In 2004, sports fans in the United Kingdom, the Netherlands, and a host of other countries were able to stream hours of live and on-demand coverage of the Summer Games in Athens, Greece, but fans in the U.S. weren’t so lucky. While streaming technology had continued to advance and a decent, convenient streaming experience would have been possible for viewers with broadband connections, NBCOlympics.com limited streaming to on-demand interviews, features, and event highlights with no live or on-demand video of the events themselves.

By 2006, the wall protecting the exclusivity of the TV broadcast was beginning to crack. NBCOlympics.com delivered 9.1 million online video streams—more than 125,000 total hours—from the Winter Games in Turin, Italy. Again, most of that video consisted of interviews, features, and on-demand recaps of events that had long been concluded, but NBCOlympics.com did break new ground by offering the U.S. online audience a live stream of the men’s gold medal hockey game.

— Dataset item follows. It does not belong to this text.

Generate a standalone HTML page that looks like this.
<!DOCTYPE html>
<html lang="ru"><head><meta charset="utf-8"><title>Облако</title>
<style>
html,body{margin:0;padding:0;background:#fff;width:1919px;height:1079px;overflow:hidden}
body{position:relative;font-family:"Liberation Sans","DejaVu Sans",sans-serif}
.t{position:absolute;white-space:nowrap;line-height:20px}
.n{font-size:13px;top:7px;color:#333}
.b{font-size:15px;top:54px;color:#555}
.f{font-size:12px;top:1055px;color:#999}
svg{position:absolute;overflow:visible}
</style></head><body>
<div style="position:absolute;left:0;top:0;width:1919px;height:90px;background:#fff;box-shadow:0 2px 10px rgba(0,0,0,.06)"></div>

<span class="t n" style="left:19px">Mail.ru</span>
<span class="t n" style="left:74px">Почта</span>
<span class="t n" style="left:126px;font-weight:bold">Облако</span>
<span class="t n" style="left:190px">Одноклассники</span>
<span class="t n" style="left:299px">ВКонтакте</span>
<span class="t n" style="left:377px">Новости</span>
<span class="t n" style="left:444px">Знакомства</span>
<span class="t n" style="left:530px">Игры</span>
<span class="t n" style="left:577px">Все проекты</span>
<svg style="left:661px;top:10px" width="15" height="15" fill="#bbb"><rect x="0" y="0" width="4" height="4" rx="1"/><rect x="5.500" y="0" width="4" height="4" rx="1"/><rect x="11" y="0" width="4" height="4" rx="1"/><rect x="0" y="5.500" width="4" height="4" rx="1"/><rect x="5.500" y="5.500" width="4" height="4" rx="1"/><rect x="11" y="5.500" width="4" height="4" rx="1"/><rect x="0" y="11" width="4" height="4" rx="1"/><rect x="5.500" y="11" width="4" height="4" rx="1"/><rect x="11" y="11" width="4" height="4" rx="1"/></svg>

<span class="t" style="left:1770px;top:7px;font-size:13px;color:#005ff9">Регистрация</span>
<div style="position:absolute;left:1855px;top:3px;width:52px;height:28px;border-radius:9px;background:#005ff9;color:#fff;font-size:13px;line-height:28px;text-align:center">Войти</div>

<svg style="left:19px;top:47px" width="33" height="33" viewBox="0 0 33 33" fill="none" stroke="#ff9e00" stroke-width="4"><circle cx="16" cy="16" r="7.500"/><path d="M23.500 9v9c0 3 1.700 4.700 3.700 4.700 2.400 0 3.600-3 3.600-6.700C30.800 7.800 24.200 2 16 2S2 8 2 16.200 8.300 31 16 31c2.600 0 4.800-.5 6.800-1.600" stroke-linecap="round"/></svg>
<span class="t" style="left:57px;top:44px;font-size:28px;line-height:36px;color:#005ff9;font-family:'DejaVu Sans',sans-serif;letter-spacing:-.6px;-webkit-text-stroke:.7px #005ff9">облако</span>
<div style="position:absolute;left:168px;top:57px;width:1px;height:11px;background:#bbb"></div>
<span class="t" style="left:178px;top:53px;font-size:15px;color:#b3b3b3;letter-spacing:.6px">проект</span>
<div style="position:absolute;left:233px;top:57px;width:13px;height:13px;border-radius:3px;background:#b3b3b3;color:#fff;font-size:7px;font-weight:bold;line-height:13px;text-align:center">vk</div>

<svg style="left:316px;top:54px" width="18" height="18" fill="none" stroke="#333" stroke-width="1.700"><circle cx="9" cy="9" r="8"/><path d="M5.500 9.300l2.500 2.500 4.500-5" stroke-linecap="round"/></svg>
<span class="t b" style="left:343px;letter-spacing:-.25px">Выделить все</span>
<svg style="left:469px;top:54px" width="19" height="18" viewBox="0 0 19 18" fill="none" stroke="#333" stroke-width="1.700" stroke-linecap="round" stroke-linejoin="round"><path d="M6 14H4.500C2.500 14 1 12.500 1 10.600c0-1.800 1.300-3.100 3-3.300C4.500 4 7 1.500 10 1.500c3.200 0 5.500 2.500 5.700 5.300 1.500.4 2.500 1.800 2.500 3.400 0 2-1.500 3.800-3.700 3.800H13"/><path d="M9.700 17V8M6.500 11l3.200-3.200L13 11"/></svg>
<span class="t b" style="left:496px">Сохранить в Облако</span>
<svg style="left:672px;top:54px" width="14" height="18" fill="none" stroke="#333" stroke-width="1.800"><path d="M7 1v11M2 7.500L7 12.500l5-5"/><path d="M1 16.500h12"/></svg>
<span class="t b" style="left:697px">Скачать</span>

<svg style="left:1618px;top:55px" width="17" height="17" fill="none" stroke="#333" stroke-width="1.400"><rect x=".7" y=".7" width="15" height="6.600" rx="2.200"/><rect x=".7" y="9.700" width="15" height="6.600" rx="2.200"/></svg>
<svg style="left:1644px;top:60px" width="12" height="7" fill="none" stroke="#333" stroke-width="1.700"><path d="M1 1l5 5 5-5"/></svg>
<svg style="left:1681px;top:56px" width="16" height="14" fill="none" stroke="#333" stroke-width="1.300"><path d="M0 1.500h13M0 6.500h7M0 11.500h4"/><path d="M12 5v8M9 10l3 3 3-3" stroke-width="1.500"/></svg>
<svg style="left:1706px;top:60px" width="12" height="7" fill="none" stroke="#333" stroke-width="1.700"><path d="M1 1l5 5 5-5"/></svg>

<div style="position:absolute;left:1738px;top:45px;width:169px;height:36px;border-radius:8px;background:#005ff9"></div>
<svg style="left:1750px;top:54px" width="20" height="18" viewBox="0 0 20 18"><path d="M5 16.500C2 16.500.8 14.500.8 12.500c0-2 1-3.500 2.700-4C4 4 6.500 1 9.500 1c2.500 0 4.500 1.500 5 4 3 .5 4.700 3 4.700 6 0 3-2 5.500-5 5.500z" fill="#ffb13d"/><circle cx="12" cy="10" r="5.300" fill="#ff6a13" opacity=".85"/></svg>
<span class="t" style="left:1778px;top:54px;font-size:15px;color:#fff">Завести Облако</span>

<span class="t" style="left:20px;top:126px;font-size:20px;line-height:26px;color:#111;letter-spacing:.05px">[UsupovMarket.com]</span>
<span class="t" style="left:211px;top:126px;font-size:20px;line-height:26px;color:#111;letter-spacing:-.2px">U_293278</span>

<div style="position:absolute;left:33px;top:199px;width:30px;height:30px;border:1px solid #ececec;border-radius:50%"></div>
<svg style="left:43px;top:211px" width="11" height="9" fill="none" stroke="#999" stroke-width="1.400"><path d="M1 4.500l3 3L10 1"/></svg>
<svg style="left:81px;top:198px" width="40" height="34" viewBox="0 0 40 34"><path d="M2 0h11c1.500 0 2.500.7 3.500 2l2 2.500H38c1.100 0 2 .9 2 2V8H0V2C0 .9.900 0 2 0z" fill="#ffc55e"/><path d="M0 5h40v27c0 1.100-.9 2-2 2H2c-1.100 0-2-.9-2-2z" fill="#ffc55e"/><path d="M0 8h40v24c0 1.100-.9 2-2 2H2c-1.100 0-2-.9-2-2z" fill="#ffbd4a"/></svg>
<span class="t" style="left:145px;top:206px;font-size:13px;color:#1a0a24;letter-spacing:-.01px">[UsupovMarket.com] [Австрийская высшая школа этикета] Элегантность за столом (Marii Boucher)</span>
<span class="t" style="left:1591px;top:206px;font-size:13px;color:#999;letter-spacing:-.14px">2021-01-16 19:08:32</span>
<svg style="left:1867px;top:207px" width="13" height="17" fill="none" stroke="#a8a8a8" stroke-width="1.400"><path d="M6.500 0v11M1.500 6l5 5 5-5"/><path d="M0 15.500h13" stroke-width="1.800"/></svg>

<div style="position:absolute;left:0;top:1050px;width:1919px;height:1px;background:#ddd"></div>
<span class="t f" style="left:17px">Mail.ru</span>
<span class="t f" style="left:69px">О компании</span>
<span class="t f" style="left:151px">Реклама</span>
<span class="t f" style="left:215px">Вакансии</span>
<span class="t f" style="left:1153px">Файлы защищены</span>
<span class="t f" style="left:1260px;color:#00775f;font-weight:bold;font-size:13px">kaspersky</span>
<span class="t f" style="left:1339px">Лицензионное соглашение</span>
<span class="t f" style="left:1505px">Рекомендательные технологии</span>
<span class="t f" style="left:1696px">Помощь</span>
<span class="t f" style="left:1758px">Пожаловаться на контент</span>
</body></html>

The 2008 Summer Games in Beijing will mark the arrival of streaming as a viable alternative to the Olympics’ television broadcast. This summer, NBCOlympics.com will offer 4,400 hours of on-demand streaming in addition to its 2,200 hours of live programming, making the Beijing Olympics the most ambitious streaming media project in history. To make sure its Olympics content is seen by as wide an audience as possible, NBCOlympics.com is partnering with MSN to promote and help deliver its programming from Beijing.

"What we get with MSN is that they have 100 million unique viewers coming through their front door every month," says Perkins Miller, SVP of digital media for NBC Universal Sports & Olympics. With all that expected traffic, it’s not surprising that MSN’s parent, Microsoft, chose the Olympics as a fitting occasion for the first large-scale rollout of the latest version of its cross-browser, cross-platform media plug-in, Silverlight.

Inside Silverlight
In addition to supporting Windows Media Video 9 (WMV9), Microsoft’s version of the SMPTE VC-1 compression standard, NBCOlympics.com’s Silverlight 2 player offers a number of enhancements that seem custom-made to optimize the Olympics streaming experience. For example, a picture-in-picture feature enables the viewer to watch a minimized view of team handball while badminton action unfolds in the full-sized window. The Silverlight player that NBCOlympics.com demoed in March at MIX08 in Las Vegas featured three minimized windows in addition to the primary window, with each screen displaying a separate video stream. With up to 16 events occurring simultaneously, NBCOlympics.com plans to cover the action with as many as 20 simultaneous live streams. Including redundancy for each one, that’s 40 simultaneous streams.

These days, a single televised baseball game offers enough stats and arcane data to satisfy a gaggle of rotisserie-league die-hards. With 302 events in 28 Olympics sports and more than 10,000 athletes competing, one can only imagine the amount of data that NBCOlympics.com will try to present to its online viewing audience. Collecting and processing that data is one thing, but presenting it to online viewers in a palatable way and developing an intuitive, user-friendly navigation structure is another.

"Every different sport [comprises] multiple events," says Matthew Rechs, CTO of Schematic, the interactive agency that is designing and building the Silverlight player for NBCOlympics.com. "Trying to figure out how people want to enjoy all of that [programming and related data], organizing it in the interface, and giving viewers the right ways to find it … that’s a really tough challenge."

To help meet that challenge, the NBCOlympics.com player offers a "metadata overlay" feature, which allows the player to display transparent data and navigation tools over the video window. This enables users to access statistics and other data without covering up, pausing, or leaving the primary video display. For example, play-by-play announcers’ dialogue can be keyed into an XML data stream, then rendered as a timecoded, scrolling text caption that transparently overlays the bottom of the video display. The player also enables the TiVo-like experience of pausing, rewinding, and replaying content, and these two features together allow viewers to use either the timecode or the play-by-play captioning to rewind to a specific point in the on-screen action and replay it.